WHAT YOU NEED TO DO —
Check each line of the records for "this"; collect those that have it.

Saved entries

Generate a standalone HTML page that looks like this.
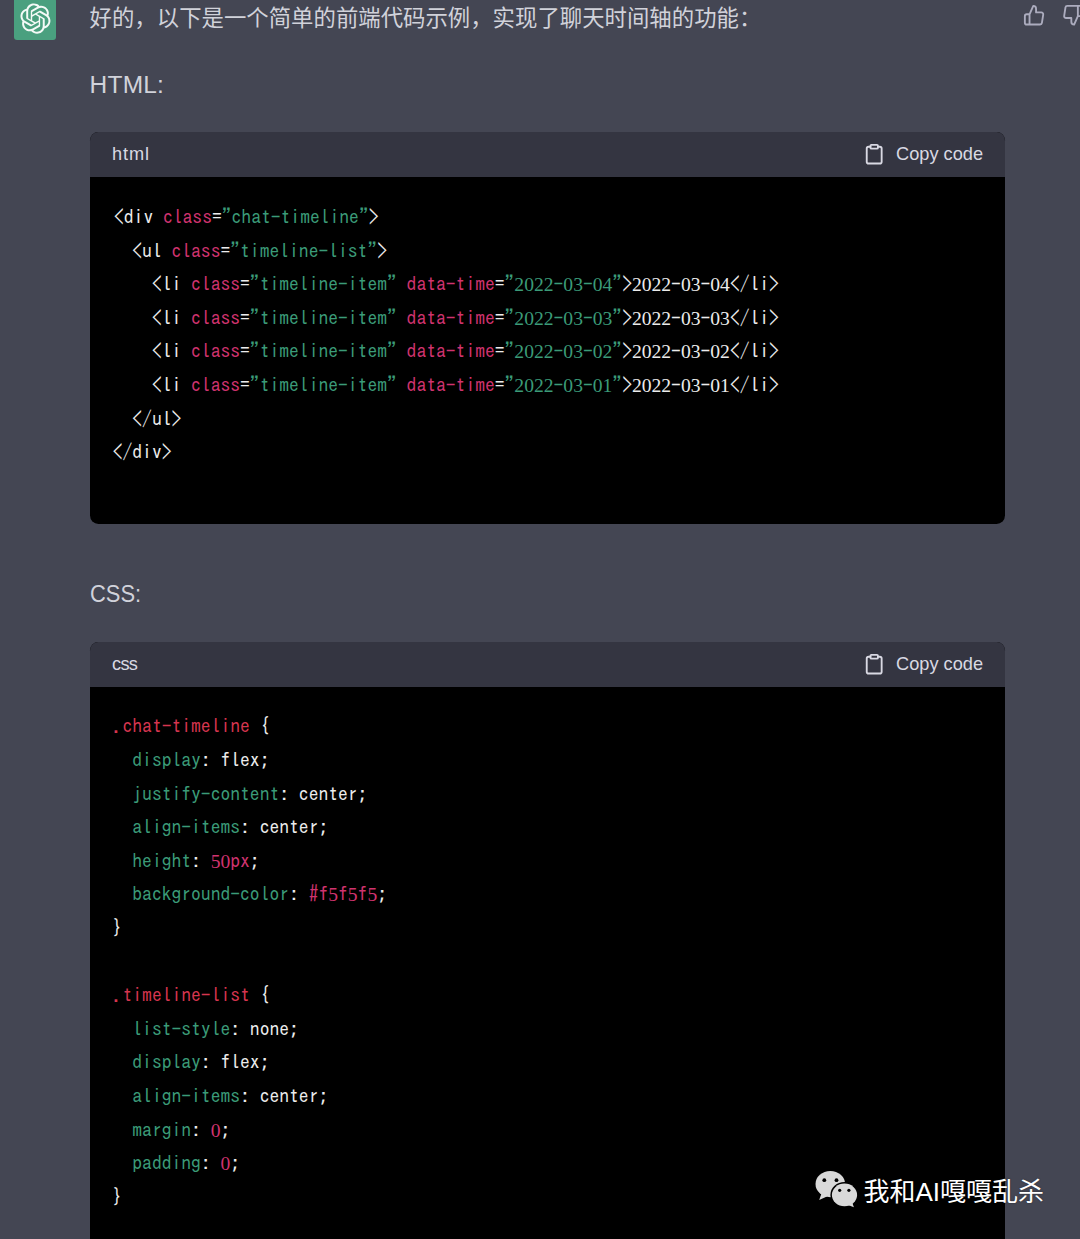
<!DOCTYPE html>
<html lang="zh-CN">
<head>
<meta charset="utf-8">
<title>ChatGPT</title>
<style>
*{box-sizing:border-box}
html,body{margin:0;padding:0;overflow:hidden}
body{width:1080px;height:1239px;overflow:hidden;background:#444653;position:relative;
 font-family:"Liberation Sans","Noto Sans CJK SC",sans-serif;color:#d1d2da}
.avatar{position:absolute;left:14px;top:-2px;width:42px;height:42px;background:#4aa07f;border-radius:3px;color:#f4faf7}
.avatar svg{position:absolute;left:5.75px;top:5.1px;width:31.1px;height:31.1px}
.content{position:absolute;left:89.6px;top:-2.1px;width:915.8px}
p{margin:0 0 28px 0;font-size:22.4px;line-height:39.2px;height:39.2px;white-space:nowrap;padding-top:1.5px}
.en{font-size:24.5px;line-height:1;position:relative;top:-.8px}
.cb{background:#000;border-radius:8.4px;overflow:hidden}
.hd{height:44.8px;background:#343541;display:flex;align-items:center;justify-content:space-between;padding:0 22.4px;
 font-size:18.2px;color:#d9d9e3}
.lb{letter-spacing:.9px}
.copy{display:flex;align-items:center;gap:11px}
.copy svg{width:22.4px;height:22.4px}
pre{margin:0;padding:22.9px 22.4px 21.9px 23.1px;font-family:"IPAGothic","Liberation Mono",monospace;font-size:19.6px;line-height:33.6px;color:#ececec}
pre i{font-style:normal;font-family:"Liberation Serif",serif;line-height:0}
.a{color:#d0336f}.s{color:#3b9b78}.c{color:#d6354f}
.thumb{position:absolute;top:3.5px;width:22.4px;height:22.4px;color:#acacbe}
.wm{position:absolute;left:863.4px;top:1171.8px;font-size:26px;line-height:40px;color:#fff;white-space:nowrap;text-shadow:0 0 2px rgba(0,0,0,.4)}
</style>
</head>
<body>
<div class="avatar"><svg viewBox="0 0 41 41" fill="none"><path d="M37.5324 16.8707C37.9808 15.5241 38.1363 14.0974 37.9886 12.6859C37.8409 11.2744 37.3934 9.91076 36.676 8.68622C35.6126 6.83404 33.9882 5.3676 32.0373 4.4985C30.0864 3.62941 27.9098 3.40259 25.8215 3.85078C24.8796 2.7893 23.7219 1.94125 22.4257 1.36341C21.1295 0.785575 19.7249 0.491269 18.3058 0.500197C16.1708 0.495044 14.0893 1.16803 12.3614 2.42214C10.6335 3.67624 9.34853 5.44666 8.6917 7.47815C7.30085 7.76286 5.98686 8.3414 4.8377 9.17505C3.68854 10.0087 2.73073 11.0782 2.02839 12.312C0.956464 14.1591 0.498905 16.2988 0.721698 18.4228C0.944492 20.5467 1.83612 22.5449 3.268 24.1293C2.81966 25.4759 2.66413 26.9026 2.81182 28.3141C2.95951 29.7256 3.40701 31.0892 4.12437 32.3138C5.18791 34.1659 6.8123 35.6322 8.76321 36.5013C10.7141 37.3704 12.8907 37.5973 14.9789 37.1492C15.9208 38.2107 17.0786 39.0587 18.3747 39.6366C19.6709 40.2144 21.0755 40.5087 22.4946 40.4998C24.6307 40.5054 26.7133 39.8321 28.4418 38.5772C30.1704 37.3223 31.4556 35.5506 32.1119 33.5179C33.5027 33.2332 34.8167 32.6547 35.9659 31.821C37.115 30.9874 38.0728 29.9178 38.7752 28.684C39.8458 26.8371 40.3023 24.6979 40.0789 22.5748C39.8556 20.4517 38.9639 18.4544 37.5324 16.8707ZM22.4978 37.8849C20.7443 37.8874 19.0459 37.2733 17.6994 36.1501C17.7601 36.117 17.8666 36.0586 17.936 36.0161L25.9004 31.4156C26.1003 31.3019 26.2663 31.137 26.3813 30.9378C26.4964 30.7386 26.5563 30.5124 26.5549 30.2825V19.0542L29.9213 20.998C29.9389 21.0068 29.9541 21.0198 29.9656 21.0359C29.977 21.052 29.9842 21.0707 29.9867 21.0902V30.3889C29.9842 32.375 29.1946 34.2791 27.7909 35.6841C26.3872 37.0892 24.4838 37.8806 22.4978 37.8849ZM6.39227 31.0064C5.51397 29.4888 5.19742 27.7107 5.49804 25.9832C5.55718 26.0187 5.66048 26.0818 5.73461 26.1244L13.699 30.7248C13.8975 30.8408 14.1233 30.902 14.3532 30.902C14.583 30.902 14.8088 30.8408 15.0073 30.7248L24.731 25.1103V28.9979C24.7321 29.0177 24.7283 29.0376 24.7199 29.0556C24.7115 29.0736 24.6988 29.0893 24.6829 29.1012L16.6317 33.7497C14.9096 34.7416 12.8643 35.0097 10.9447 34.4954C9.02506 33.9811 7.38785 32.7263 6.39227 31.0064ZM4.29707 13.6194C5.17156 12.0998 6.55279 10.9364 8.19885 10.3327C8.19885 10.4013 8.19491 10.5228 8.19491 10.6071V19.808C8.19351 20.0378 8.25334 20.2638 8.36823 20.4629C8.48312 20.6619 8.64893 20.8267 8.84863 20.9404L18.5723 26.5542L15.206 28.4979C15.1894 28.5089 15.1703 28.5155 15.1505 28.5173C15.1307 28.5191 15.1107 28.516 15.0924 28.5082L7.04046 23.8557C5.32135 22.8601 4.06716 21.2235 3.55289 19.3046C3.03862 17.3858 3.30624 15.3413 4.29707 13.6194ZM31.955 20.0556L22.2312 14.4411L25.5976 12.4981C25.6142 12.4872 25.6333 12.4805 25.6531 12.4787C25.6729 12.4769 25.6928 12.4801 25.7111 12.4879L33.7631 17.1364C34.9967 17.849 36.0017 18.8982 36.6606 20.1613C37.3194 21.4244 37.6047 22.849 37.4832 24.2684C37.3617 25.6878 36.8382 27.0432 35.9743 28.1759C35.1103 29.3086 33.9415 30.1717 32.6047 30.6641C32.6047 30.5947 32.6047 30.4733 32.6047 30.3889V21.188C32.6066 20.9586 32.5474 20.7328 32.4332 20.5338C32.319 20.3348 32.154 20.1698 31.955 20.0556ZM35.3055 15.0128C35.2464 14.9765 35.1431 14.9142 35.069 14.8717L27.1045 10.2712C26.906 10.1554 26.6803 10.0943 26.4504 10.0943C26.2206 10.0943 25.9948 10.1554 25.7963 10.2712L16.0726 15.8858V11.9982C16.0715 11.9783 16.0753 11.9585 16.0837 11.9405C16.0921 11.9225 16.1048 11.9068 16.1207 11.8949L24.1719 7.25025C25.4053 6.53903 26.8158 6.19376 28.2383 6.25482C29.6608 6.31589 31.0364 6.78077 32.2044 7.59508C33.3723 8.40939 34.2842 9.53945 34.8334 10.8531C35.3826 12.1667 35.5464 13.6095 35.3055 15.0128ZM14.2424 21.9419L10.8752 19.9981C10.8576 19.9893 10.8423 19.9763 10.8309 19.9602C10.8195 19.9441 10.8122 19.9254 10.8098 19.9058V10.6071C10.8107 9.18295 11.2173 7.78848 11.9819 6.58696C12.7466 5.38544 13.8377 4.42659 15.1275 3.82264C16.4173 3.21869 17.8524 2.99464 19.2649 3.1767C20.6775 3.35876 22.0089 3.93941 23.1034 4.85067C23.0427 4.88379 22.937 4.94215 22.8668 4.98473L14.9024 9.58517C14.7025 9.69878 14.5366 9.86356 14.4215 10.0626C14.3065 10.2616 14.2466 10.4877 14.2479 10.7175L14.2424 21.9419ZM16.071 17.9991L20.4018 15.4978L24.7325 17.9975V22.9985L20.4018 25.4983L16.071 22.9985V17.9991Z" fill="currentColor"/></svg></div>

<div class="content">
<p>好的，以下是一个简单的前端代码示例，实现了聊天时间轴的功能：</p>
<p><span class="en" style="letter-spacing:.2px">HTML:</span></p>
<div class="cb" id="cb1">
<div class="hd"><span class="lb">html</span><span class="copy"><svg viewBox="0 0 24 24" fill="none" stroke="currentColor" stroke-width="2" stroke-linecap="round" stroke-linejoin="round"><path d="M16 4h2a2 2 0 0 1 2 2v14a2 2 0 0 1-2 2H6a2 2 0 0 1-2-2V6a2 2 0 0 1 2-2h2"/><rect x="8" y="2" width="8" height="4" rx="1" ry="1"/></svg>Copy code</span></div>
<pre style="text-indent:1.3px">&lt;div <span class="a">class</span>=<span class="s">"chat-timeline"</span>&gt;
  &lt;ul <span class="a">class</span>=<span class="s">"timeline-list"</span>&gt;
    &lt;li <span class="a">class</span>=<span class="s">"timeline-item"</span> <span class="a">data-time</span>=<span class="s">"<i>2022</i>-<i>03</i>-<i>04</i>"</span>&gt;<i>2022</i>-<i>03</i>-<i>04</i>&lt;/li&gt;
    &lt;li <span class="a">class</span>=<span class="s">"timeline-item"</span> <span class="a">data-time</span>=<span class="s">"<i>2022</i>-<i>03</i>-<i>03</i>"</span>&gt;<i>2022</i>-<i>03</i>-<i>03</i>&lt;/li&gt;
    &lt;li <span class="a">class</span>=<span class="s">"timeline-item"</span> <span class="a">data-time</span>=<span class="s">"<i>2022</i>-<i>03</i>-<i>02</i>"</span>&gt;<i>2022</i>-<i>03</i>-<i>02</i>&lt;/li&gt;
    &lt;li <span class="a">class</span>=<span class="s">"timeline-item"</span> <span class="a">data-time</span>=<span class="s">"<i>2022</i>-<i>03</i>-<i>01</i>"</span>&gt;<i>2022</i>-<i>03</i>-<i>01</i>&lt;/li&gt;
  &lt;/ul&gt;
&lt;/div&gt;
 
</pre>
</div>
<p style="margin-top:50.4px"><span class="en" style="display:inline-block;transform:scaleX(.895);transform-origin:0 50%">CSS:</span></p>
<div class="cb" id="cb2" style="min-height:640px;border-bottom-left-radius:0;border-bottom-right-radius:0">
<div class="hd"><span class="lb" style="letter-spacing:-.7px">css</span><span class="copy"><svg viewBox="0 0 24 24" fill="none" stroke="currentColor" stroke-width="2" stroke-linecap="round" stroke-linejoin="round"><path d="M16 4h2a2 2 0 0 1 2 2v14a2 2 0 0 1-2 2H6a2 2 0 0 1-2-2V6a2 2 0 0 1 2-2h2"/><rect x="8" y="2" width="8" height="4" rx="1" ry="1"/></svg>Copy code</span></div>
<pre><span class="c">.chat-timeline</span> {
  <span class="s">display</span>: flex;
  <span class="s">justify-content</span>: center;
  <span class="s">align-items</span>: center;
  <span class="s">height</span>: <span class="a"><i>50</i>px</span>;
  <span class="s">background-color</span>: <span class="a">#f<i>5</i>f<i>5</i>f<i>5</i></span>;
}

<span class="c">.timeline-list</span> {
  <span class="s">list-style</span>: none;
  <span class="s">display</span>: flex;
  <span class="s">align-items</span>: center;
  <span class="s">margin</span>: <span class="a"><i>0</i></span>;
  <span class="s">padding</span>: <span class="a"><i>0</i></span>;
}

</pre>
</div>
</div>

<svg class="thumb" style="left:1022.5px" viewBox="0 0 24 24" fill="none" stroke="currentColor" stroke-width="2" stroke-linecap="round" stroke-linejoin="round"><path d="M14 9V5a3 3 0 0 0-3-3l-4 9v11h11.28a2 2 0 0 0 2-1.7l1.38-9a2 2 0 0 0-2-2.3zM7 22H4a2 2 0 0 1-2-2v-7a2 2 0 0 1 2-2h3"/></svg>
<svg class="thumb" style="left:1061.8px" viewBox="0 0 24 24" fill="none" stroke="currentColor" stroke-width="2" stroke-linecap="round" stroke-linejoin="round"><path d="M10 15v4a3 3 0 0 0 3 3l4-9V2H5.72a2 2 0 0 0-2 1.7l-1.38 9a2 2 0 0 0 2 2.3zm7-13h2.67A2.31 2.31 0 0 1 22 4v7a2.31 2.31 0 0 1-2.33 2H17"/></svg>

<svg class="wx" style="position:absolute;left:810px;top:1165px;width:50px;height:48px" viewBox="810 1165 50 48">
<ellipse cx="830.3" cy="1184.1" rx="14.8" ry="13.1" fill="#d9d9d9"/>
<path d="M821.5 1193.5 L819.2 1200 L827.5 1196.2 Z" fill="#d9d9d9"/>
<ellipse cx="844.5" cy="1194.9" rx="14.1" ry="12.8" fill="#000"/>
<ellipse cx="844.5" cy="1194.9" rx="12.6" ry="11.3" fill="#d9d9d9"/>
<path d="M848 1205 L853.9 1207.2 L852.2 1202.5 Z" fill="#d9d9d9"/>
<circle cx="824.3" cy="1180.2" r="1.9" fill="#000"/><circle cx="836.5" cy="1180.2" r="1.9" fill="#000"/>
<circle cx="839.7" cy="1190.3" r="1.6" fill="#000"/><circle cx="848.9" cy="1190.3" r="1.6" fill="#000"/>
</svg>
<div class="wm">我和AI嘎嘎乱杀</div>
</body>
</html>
---
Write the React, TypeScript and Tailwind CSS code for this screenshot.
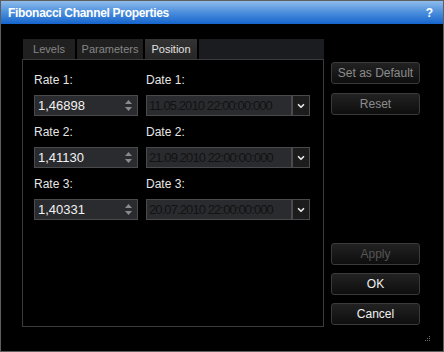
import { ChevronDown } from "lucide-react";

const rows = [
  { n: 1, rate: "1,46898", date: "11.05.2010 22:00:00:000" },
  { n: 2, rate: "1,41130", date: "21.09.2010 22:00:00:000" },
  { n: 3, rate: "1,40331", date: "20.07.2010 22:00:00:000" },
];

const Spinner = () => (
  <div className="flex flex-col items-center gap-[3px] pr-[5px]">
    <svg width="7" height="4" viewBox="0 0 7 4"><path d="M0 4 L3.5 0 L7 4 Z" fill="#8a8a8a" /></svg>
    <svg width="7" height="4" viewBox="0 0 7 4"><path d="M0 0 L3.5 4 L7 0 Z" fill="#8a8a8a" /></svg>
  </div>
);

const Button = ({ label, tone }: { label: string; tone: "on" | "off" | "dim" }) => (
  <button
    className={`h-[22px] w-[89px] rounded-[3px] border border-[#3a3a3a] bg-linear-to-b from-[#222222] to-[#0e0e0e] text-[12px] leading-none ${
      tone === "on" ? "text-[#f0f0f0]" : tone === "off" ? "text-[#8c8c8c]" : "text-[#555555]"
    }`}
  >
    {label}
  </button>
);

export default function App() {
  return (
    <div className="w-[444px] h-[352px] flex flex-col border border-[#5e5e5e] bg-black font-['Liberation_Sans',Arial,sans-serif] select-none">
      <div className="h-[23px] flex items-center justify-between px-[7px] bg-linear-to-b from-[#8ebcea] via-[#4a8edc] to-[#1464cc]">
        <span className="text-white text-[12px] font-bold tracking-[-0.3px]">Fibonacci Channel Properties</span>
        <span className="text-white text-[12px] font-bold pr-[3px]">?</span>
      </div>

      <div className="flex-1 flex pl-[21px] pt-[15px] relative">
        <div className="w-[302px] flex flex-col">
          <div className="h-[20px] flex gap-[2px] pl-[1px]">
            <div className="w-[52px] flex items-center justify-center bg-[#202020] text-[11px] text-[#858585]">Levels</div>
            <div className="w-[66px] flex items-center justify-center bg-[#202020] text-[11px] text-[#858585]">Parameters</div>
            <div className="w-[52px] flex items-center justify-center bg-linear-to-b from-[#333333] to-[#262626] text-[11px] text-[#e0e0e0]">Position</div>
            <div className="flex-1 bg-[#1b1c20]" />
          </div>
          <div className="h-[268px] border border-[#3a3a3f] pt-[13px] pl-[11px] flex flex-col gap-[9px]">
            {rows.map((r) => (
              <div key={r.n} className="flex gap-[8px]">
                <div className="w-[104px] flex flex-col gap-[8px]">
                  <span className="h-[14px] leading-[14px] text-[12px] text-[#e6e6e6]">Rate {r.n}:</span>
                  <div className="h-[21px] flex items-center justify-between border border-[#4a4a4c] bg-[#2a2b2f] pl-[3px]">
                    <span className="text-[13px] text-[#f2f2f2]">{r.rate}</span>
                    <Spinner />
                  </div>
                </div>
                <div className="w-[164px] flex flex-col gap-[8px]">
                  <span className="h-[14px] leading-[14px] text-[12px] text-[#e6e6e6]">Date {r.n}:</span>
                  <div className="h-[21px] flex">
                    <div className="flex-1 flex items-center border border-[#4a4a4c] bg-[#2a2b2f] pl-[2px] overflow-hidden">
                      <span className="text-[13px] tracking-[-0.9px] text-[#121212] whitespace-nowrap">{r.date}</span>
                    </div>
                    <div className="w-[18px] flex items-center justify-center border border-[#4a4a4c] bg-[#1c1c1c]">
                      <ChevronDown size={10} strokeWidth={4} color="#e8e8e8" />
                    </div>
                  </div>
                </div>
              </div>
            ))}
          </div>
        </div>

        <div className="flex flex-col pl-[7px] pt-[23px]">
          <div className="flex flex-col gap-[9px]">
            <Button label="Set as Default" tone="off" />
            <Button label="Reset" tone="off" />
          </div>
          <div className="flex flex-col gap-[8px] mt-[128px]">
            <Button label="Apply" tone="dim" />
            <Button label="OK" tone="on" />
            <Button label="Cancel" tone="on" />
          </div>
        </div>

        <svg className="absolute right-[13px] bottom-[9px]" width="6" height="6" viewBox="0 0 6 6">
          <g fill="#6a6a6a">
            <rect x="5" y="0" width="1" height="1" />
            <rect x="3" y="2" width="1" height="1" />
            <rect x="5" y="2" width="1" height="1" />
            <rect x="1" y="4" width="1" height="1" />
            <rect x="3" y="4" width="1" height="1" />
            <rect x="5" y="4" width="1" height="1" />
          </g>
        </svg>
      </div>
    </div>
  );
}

PROBLEM SOLUTION —
Generate a standalone HTML page that looks like this.
Write the React, TypeScript and Tailwind CSS code for this screenshot.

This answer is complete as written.